Up north we’re still a month or so away, but it won’t hurt to start adjusting your dog training plans right now.

Where I live, I can afford to let my dog run wild during the fall hunting season, winter and only the chilliest parts of spring. I have a nice spot along the river where Jade can stretch her legs and run loose while I plod along on the trail, contemplating my developing contempt for winter.

Once it warms up at all, anytime after March 1 basically, I have to keep her on a leash and out of the grass. We live in tick country, and they emerge with a vengeance as we near St. Patrick’s Day. After that, Jade gets most of her exercise jogging alongside me on developed trails. It works to some extent to expend her energy, but it in no way provides the kind of free-running exercise that best helps her stay in shape.

That’s all we’ve got until school gets out and we can head for higher, less arachnid-infested country. 

Pheasants Forever’s social media and website are sharing a map that shows by state when the upland bird nesting season begins and how long it lasts. That’s May 1 where I live and May 15 in Montana. That’s pretty early for actual nesting, but the birds need space to get settled into their business. A bird dog hot on a pheasant’s spurs is not conducive to a rooster or hen getting in the mood.

The state closes wildlife management areas to dog training around here on May 1, and the Feds follow a similar calendar. That’s no problem for Jade and me since the ticks have already scared us off, but the restrictions last through summer when the bloodsuckers become a little less prevalent. This gives broods of pheasants and quail time and space to get their flight feathers on before hunting season starts.

Depending on conditions, late hatches can boost numbers, so I stay out of bird-producing uplands until September, or later if summer temperatures linger. I’ve seen some remarkably late-hatching birds over the years. 

In Arizona, I once stumbled upon a covey of Mearns’ quail in a thick oak forest. The adults flushed too quickly for a shot in the heavy cover.

Then I heard something rustling in the grass at my feet.
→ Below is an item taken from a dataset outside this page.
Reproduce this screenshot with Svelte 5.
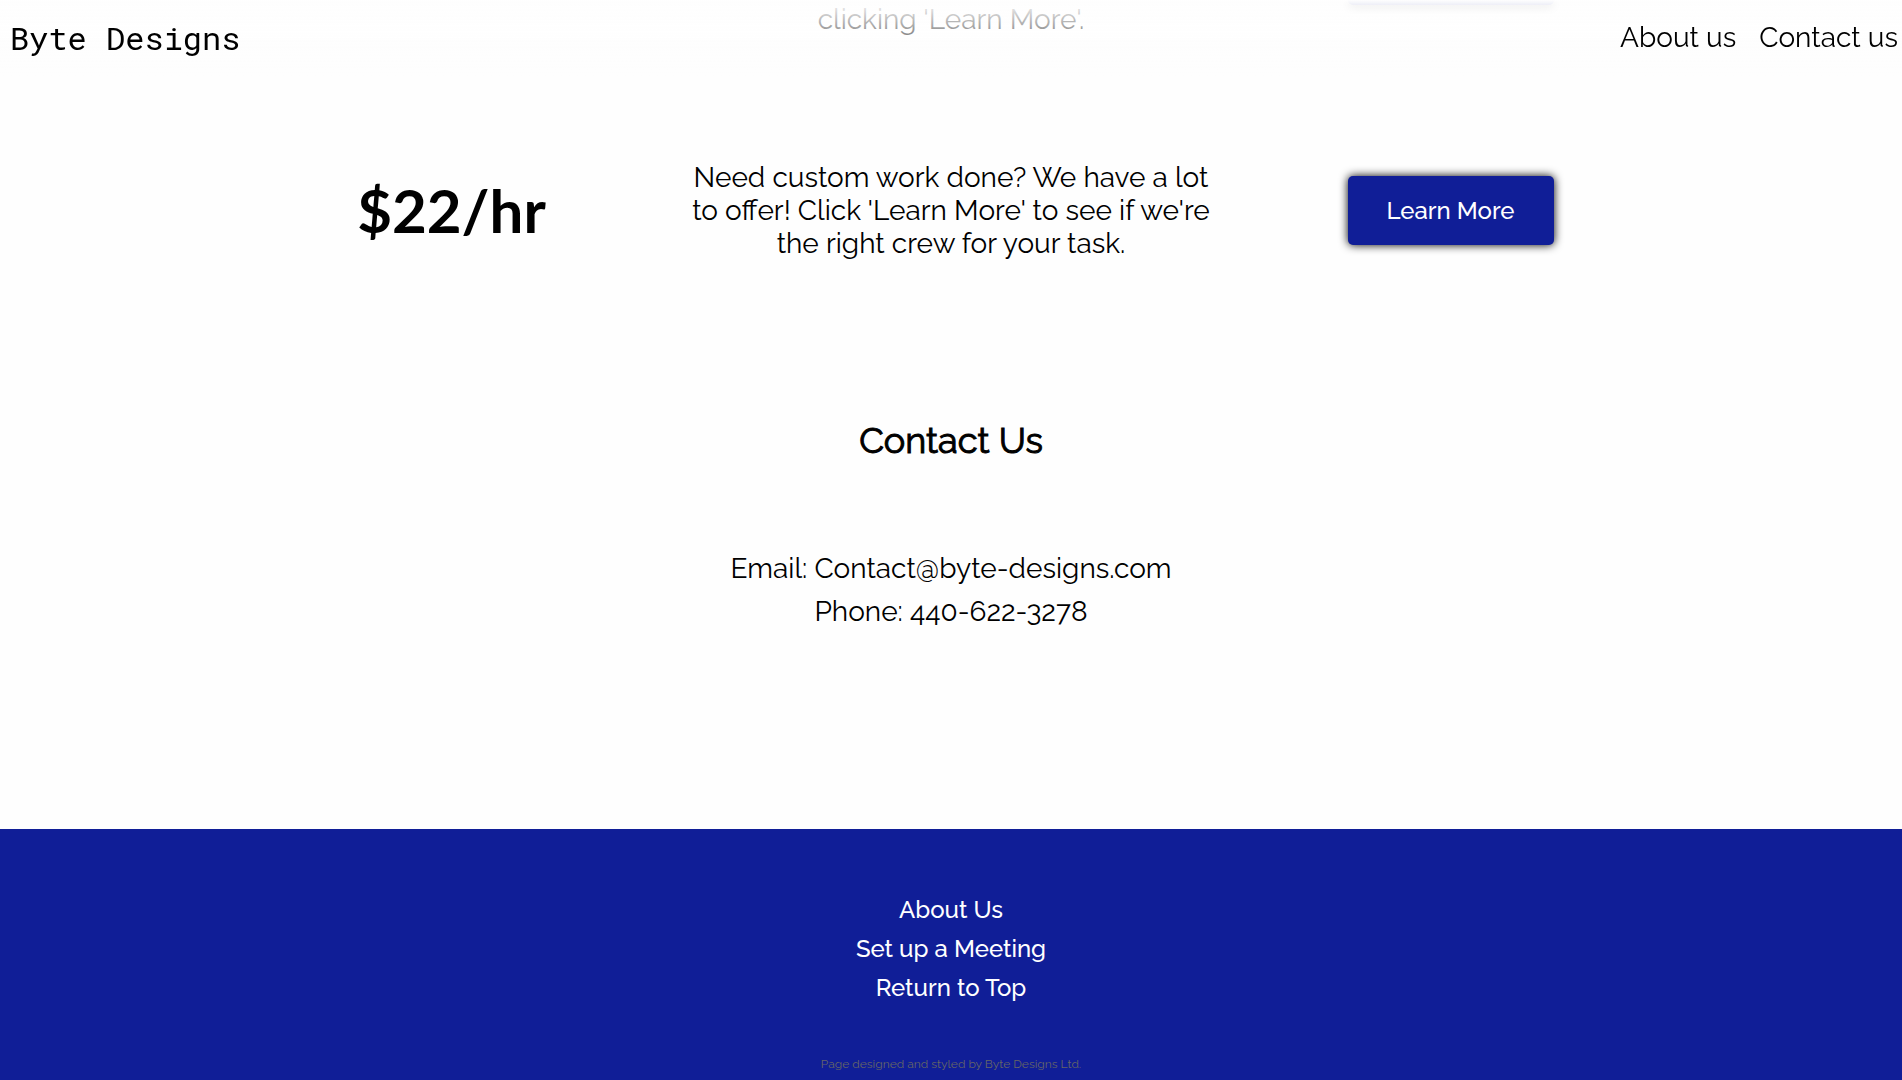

I looked down and watched as about 10 downy, stippled chicks scurried off in the direction of their parents, eventually lifting off into erratic bursts of flight, careening off oak limbs and crashing to the ground as they tried to catch up with mom and dad. They couldn’t have been more than two weeks old. 

It was just a few days after New Year’s.

Young male pheasants look like hens, so if I’m seeing any that young in late October, I’m not shooting anyway. Last season, or maybe the one before, I flushed a hen and four or five obviously juvenile offspring, but that’s rare. I have killed a few roosters that were spurless young-of-the-year birds. Their plumage wasn’t fully developed, but they were clearly males on the flush.

Once, scouting out on the chukar grounds a few days before the mid-October opener in Wyoming, I came across the scraggliest covey of birds I’ve ever seen. A pair of adult chukars led their weary conscripts as they crossed the road in front of me. What followed were a couple of mangy, mid-sized juveniles that looked almost as if they’d been plucked, followed by a couple of chicks that appeared to have barely grown out of their down.

All of those birds benefit from the break of the quiet period. Let’s give them their space.